Quase dez meses após o anúncio do governo de Cuba de que sairia do programa social Mais Médicos, que recebia profissionais de saúde para trabalhar no SUS desde 2013, a situação de muitos cubanos ainda é incerta. O Ministério da Saúde estima que cerca de 2 mil médicos do país caribenho tenham ficado no Brasil após o fim do convênio com a Organização Pan-Americana de Saúde. Um deles é Yuniel López Martínez. O médico de 31 anos chegou ao Brasil para integrar o programa em agosto de 2017 e trabalhou por pouco mais de um ano no município de Porto Walter, Acre. Hoje, está desempregado e conta com a ajuda da esposa, servidora pública no mesmo município, e da família dela para sobreviver.
Segundo ele, quando ainda estava em Cuba, providenciando a documentação para entrar no programa, já circulavam rumores de que o Mais Médicos seria encerrado após o impeachment da ex-presidente Dilma Rousseff. Ainda assim, veio ao Brasil em busca de trabalho. “Não recebi nenhuma assistência quando fiquei sem emprego. Às vezes fico com vergonha, porque não estou acostumado a ficar em casa sem trabalhar. Na minha cidade, não encontro trabalho em lugar nenhum. Nem em farmácia, que é onde a maioria dos outros cubanos que estão trabalhando conseguiram emprego”.
Retornar para Cuba também não é uma opção para os que decidiram ficar no país. Os médicos que aderiram ao programa cedo e já estavam naturalizados quando ele foi encerrado sofreram menos com as sanções do governo cubano. Nesse período, Yuniel estava prestes a se casar e tomou a decisão de continuar no Brasil mesmo indo contra a determinação cubana. Segundo ele, por desrespeitar a decisão, hoje é considerado um “traidor” na sua terra natal. “Se eu voltar para lá, vou sofrer processos, terei que trabalhar nos piores lugares de Cuba e penso que não voltaria a ver a luz do sol”, lamentou.
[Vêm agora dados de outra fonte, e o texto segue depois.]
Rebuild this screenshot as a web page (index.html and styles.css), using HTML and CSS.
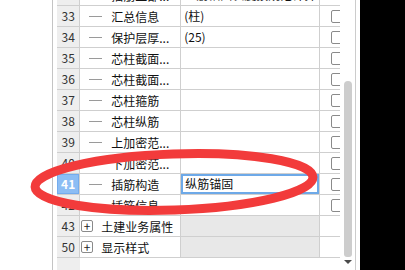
FILE: index.html
```html
<!DOCTYPE html>
<html lang="zh">
<head>
    <meta charset="UTF-8">
    <title>属性编辑器</title>
    <link rel="stylesheet" href="styles.css">
</head>
<body>
    <div class="screen">
        <div class="panel">
            <div class="gutter"></div>
            <div class="pad"></div>
            <div class="grid">
                <div class="row">
                    <div class="num">32</div>
                    <div class="name"><span class="branch"></span>插筋上部...</div>
                    <div class="val">纵筋锚固长度按规范计算...</div>
                    <div class="chk"></div>
                </div>
                <div class="row">
                    <div class="num">33</div>
                    <div class="name"><span class="branch"></span>汇总信息</div>
                    <div class="val">(柱)</div>
                    <div class="chk"><span class="box"></span></div>
                </div>
                <div class="row">
                    <div class="num">34</div>
                    <div class="name"><span class="branch"></span>保护层厚...</div>
                    <div class="val">(25)</div>
                    <div class="chk"><span class="box"></span></div>
                </div>
                <div class="row">
                    <div class="num">35</div>
                    <div class="name"><span class="branch"></span>芯柱截面...</div>
                    <div class="val"></div>
                    <div class="chk"><span class="box"></span></div>
                </div>
                <div class="row">
                    <div class="num">36</div>
                    <div class="name"><span class="branch"></span>芯柱截面...</div>
                    <div class="val"></div>
                    <div class="chk"><span class="box"></span></div>
                </div>
                <div class="row">
                    <div class="num">37</div>
                    <div class="name"><span class="branch"></span>芯柱箍筋</div>
                    <div class="val"></div>
                    <div class="chk"><span class="box"></span></div>
                </div>
                <div class="row">
                    <div class="num">38</div>
                    <div class="name"><span class="branch"></span>芯柱纵筋</div>
                    <div class="val"></div>
                    <div class="chk"><span class="box"></span></div>
                </div>
                <div class="row">
                    <div class="num">39</div>
                    <div class="name"><span class="branch"></span>上加密范...</div>
                    <div class="val"></div>
                    <div class="chk"><span class="box"></span></div>
                </div>
                <div class="row">
                    <div class="num">40</div>
                    <div class="name"><span class="branch"></span>下加密范...</div>
                    <div class="val"></div>
                    <div class="chk"><span class="box"></span></div>
                </div>
                <div class="row">
                    <div class="num selected">41</div>
                    <div class="name"><span class="branch"></span>插筋构造</div>
                    <div class="val edit">纵筋锚固</div>
                    <div class="chk"><span class="box"></span></div>
                </div>
                <div class="row">
                    <div class="num">42</div>
                    <div class="name"><span class="branch"></span>插筋信息</div>
                    <div class="val"></div>
                    <div class="chk"><span class="box"></span></div>
                </div>
                <div class="row">
                    <div class="num">43</div>
                    <div class="name"><span class="plus">+</span>土建业务属性</div>
                    <div class="val shaded"></div>
                    <div class="chk"></div>
                </div>
                <div class="row">
                    <div class="num">50</div>
                    <div class="name"><span class="plus">+</span>显示样式</div>
                    <div class="val shaded"></div>
                    <div class="chk"></div>
                </div>
                <div class="filler">
                    <div class="num"></div>
                </div>
            </div>
            <div class="scroll">
                <div class="thumb"></div>
                <div class="arrow"></div>
            </div>
            <div class="edge"></div>

            <svg class="mark" width="360" height="270" viewBox="0 0 360 270">
                <ellipse cx="174" cy="182" rx="139" ry="28" fill="none" stroke="#f23b3b" stroke-width="9" transform="rotate(-2 174 182)"/>
            </svg>
        </div>
        <div class="outside"></div>
    </div>
</body>
</html>
```

FILE: styles.css
```css
* {
    margin: 0;
    padding: 0;
    box-sizing: border-box;
}

body {
    background: #000;
    font-family: "Noto Sans CJK SC", "Noto Sans", sans-serif;
    font-size: 12px;
    color: #111;
    overflow: hidden;
}

.screen {
    display: flex;
    width: 405px;
    height: 270px;
}

.panel {
    position: relative;
    display: flex;
    width: 360px;
    height: 270px;
    background: #fff;
    overflow: hidden;
}

.outside {
    flex: 1;
    background: #000;
}

.gutter {
    width: 54px;
    border-right: 1px solid #c4c4c4;
}

.pad {
    width: 4px;
}

.grid {
    display: flex;
    flex-direction: column;
    width: 283px;
    height: 285px;
    margin-top: -15px;
}

.row {
    display: flex;
    height: 21px;
    border-bottom: 1px solid #cfcfcf;
}

.num {
    width: 23px;
    border-right: 1px solid #cfcfcf;
    background: #eeeeee;
    color: #333;
    text-align: center;
    line-height: 20px;
}

.num.selected {
    background: #8cbdf4;
    box-shadow: inset 0 0 0 1px #74acee;
    color: #fff;
    font-weight: bold;
}

.name {
    display: flex;
    align-items: center;
    width: 101px;
    border-right: 1px solid #cfcfcf;
    white-space: nowrap;
    overflow: hidden;
}

.branch {
    width: 13px;
    height: 1px;
    margin: 0 9px 0 9px;
    background: #9a9a9a;
}

.plus {
    display: flex;
    align-items: center;
    justify-content: center;
    width: 12px;
    height: 12px;
    margin: 0 8px 0 1px;
    border: 1px solid #8a8a8a;
    border-radius: 2px;
    font-size: 12px;
    line-height: 1;
    color: #222;
}

.val {
    width: 139px;
    padding-left: 3px;
    border-right: 1px solid #cfcfcf;
    line-height: 20px;
    white-space: nowrap;
    overflow: hidden;
}

.val.edit {
    box-shadow: inset 0 0 0 2px #6da9e8;
    padding-left: 4px;
}

.val.shaded {
    background: #e8e8e8;
}

.chk {
    width: 20px;
    overflow: hidden;
}

.box {
    display: block;
    width: 14px;
    height: 13px;
    margin: 4px 0 0 11px;
    border: 1px solid #8a8a8a;
    border-radius: 2px;
}

.filler {
    flex: 1;
    display: flex;
}

.filler .num {
    border-right: none;
}

.scroll {
    display: flex;
    flex-direction: column;
    align-items: center;
    width: 14px;
    padding-top: 81px;
    margin-left: 1px;
}

.thumb {
    width: 8px;
    height: 176px;
    border-radius: 4px 4px 3px 3px;
    background: #cdcdcd;
}

.arrow {
    width: 0;
    height: 0;
    margin-top: 3px;
    border-left: 4px solid transparent;
    border-right: 4px solid transparent;
    border-top: 4px solid #4a4a4a;
}

.edge {
    width: 1px;
    background: #cccccc;
    margin-right: 4px;
}

.mark {
    position: absolute;
    top: 0;
    left: 0;
    pointer-events: none;
}
```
Nesse cenário, a esperança de retomar a profissão e seguir a vida no Brasil também está se esvaindo. Na última terça-feira (3), o ministro da Educação, Abraham Weintraub, participou de uma audiência pública no Senado e criticou a maneira como o Exame Nacional de Revalidação de Diplomas Médicos Expedidos por Instituições de Educação Superior Estrangeira (Revalida) funciona no país. Ele defendeu que o exame passe a ser dividido em duas fases, a primeira eliminatória e teórica e a segunda prática. Além disso, sugeriu que a prova seja custeada pelo próprio estudante, e não mais pelo governo.
Caso a ideia se concretize, milhares de profissionais cubanos que desejam retomar a profissão ficariam impossibilitados. Yuniel lembrou que muitos ainda não estão nem legalizados no país e a maioria, desempregados. Alguns, segundo ele, recebem ajuda de amigos e até de pacientes que atendiam antes.
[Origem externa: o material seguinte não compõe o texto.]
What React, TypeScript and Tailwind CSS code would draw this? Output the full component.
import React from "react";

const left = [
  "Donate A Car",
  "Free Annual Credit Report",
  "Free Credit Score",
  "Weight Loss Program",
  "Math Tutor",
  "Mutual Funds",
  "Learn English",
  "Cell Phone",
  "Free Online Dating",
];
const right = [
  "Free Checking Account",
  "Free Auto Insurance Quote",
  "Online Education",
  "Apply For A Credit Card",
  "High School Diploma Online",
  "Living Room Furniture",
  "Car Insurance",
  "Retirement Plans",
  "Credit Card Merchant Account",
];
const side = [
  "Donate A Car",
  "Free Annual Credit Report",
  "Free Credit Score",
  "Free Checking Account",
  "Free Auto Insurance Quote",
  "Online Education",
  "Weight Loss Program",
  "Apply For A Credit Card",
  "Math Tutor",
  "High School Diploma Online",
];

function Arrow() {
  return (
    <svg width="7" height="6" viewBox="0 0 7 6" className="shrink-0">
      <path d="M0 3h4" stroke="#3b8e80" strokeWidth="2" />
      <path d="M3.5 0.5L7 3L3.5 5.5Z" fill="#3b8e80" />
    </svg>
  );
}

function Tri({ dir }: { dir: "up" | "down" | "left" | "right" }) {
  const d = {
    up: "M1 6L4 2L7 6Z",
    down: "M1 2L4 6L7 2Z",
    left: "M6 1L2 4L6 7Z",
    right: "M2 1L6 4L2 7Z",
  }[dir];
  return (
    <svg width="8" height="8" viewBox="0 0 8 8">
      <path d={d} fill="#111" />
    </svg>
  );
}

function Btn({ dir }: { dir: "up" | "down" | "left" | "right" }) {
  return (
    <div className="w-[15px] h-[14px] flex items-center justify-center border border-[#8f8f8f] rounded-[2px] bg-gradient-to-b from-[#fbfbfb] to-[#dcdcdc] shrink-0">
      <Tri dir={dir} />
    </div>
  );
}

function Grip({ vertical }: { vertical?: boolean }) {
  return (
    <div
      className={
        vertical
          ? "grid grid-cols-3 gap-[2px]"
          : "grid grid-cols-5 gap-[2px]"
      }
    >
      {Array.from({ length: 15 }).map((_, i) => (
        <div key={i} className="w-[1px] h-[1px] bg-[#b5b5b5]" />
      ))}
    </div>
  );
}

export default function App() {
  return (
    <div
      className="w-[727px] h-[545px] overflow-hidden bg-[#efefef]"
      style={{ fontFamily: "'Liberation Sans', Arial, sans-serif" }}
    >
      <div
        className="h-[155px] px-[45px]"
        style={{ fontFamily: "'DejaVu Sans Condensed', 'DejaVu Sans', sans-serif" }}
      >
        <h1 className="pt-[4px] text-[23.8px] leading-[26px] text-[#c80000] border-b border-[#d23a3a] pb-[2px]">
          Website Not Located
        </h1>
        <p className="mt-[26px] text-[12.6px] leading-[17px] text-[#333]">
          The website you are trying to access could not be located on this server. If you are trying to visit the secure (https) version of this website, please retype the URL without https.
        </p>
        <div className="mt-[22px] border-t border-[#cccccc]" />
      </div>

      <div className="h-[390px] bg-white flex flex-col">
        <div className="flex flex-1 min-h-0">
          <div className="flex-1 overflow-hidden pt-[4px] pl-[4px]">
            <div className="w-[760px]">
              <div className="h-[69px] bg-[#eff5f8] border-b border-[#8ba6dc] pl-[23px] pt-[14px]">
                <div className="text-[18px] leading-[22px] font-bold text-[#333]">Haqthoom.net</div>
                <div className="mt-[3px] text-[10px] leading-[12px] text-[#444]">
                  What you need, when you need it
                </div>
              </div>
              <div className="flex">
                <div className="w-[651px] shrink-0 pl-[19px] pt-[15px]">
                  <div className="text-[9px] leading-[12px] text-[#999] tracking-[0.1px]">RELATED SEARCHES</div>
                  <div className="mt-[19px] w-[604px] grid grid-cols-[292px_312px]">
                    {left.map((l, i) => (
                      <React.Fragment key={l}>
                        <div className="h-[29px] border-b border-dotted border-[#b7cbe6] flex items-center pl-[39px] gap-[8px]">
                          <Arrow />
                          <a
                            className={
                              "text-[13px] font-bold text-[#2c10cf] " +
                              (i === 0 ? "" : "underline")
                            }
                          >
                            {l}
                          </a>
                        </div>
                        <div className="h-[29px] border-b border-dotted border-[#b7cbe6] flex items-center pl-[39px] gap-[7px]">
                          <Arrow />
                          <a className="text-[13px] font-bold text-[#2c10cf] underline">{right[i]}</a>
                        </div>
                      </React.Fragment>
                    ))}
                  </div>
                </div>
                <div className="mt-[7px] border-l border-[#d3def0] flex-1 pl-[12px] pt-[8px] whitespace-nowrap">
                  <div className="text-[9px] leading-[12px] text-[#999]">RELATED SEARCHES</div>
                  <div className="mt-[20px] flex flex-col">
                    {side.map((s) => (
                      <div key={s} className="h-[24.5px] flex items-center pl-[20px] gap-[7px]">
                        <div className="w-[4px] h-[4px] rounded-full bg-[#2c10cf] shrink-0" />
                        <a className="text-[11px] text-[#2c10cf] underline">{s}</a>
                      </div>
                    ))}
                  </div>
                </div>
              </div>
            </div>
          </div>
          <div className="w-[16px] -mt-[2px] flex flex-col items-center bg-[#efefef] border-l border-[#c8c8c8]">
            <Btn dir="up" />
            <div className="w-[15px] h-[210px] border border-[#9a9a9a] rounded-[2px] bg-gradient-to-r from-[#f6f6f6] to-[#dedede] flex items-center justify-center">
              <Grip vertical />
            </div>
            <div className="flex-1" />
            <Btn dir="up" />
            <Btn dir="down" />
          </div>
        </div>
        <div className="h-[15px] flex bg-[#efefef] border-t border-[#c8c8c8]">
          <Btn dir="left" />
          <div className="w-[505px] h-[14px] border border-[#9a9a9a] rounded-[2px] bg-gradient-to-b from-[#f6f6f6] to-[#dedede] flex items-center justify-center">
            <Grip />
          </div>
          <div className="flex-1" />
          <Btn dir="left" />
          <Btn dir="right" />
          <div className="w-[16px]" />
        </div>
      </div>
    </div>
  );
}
“Até agora não temos notícias sobre o Revalida, não sabemos o que fazer. Também estamos preocupados se tiver um custo financeiro para isso. Não somos mais ninguém para o governo de Cuba, então, ficamos aqui pedindo a Deus para que o governo nos dê uma oportunidade. É muito triste porque a maioria de nós está na mesma situação: sem emprego, sem famílias e sem esperanças em relação ao Revalida”.
Para substituir o Mais Médicos, Jair Bolsonaro e o ministro da Saúde, Henrique Mandetta, criaram o programa Médicos pelo Brasil . O objetivo ainda é levar médicos ao interior do país e regiões remotas que sofrem com a falta de profissionais. Também é esperado que o salário de R$11,8 mil aumente e que os médicos recebam bônus dependendo do local de trabalho. Apesar disso, o novo projeto não pretende incluir os profissionais cubanos remanescentes e vai contratar médicos através do regime de Consolidação das Leis do Trabalho (CLT), enquanto o governo encontra uma nova alternativa para esses profissionais.